Your instructions: Copy all of the material exactly. Pictures are not to appear in the copy.

Data block:
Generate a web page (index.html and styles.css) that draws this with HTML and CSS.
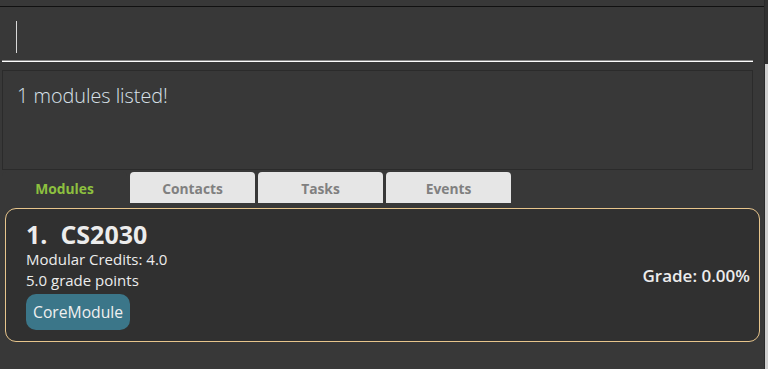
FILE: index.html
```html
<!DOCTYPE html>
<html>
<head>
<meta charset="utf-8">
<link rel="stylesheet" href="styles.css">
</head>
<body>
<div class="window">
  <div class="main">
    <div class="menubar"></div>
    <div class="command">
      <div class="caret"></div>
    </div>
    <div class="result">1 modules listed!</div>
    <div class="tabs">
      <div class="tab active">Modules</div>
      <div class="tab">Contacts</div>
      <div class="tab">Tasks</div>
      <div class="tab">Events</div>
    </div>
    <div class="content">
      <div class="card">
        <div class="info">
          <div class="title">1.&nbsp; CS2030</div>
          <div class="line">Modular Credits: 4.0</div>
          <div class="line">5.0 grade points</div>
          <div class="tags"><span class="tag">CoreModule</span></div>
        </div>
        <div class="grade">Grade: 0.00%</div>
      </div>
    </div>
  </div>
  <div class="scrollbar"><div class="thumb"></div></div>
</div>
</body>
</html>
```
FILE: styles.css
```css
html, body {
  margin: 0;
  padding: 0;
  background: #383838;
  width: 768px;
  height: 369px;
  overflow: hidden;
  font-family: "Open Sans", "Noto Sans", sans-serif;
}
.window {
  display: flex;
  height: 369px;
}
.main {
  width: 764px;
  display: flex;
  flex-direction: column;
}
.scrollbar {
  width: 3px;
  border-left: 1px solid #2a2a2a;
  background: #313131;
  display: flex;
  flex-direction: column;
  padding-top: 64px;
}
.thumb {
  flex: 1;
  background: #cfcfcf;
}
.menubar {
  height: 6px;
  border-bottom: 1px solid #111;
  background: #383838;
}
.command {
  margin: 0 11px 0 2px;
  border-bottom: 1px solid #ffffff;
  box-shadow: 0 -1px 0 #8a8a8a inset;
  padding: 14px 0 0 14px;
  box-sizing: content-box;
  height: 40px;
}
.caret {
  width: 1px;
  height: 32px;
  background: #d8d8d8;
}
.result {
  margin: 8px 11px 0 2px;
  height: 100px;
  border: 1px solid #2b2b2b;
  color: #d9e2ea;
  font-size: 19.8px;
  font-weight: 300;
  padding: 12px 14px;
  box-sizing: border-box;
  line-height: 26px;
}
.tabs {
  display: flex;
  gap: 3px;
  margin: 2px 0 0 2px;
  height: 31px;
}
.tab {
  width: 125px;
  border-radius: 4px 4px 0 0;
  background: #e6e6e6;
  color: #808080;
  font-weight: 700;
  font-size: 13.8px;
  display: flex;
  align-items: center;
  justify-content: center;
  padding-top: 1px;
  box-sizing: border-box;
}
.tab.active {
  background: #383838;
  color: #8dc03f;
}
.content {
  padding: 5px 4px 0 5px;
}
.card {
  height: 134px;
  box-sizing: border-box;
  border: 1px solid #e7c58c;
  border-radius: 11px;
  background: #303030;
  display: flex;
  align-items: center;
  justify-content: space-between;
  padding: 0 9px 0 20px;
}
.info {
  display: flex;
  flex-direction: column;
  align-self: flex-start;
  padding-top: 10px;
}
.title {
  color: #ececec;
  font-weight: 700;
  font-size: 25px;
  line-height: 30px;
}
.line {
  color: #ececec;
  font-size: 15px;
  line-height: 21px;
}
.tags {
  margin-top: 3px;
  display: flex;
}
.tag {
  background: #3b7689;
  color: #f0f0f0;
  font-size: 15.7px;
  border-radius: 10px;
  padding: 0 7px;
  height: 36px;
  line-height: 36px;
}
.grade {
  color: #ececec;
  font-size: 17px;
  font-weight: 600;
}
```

The reply:
Generate a web page (index.html and styles.css) that draws this with HTML and CSS.
FILE: index.html
```html
<!DOCTYPE html>
<html>
<head>
<meta charset="utf-8">
<link rel="stylesheet" href="styles.css">
</head>
<body>
<div class="window">
  <div class="main">
    <div class="menubar"></div>
    <div class="command">
      <div class="caret"></div>
    </div>
    <div class="result">1 modules listed!</div>
    <div class="tabs">
      <div class="tab active">Modules</div>
      <div class="tab">Contacts</div>
      <div class="tab">Tasks</div>
      <div class="tab">Events</div>
    </div>
    <div class="content">
      <div class="card">
        <div class="info">
          <div class="title">1.&nbsp; CS2030</div>
          <div class="line">Modular Credits: 4.0</div>
          <div class="line">5.0 grade points</div>
          <div class="tags"><span class="tag">CoreModule</span></div>
        </div>
        <div class="grade">Grade: 0.00%</div>
      </div>
    </div>
  </div>
  <div class="scrollbar"><div class="thumb"></div></div>
</div>
</body>
</html>
```
FILE: styles.css
```css
html, body {
  margin: 0;
  padding: 0;
  background: #383838;
  width: 768px;
  height: 369px;
  overflow: hidden;
  font-family: "Open Sans", "Noto Sans", sans-serif;
}
.window {
  display: flex;
  height: 369px;
}
.main {
  width: 764px;
  display: flex;
  flex-direction: column;
}
.scrollbar {
  width: 3px;
  border-left: 1px solid #2a2a2a;
  background: #313131;
  display: flex;
  flex-direction: column;
  padding-top: 64px;
}
.thumb {
  flex: 1;
  background: #cfcfcf;
}
.menubar {
  height: 6px;
  border-bottom: 1px solid #111;
  background: #383838;
}
.command {
  margin: 0 11px 0 2px;
  border-bottom: 1px solid #ffffff;
  box-shadow: 0 -1px 0 #8a8a8a inset;
  padding: 14px 0 0 14px;
  box-sizing: content-box;
  height: 40px;
}
.caret {
  width: 1px;
  height: 32px;
  background: #d8d8d8;
}
.result {
  margin: 8px 11px 0 2px;
  height: 100px;
  border: 1px solid #2b2b2b;
  color: #d9e2ea;
  font-size: 19.8px;
  font-weight: 300;
  padding: 12px 14px;
  box-sizing: border-box;
  line-height: 26px;
}
.tabs {
  display: flex;
  gap: 3px;
  margin: 2px 0 0 2px;
  height: 31px;
}
.tab {
  width: 125px;
  border-radius: 4px 4px 0 0;
  background: #e6e6e6;
  color: #808080;
  font-weight: 700;
  font-size: 13.8px;
  display: flex;
  align-items: center;
  justify-content: center;
  padding-top: 1px;
  box-sizing: border-box;
}
.tab.active {
  background: #383838;
  color: #8dc03f;
}
.content {
  padding: 5px 4px 0 5px;
}
.card {
  height: 134px;
  box-sizing: border-box;
  border: 1px solid #e7c58c;
  border-radius: 11px;
  background: #303030;
  display: flex;
  align-items: center;
  justify-content: space-between;
  padding: 0 9px 0 20px;
}
.info {
  display: flex;
  flex-direction: column;
  align-self: flex-start;
  padding-top: 10px;
}
.title {
  color: #ececec;
  font-weight: 700;
  font-size: 25px;
  line-height: 30px;
}
.line {
  color: #ececec;
  font-size: 15px;
  line-height: 21px;
}
.tags {
  margin-top: 3px;
  display: flex;
}
.tag {
  background: #3b7689;
  color: #f0f0f0;
  font-size: 15.7px;
  border-radius: 10px;
  padding: 0 7px;
  height: 36px;
  line-height: 36px;
}
.grade {
  color: #ececec;
  font-size: 17px;
  font-weight: 600;
}
```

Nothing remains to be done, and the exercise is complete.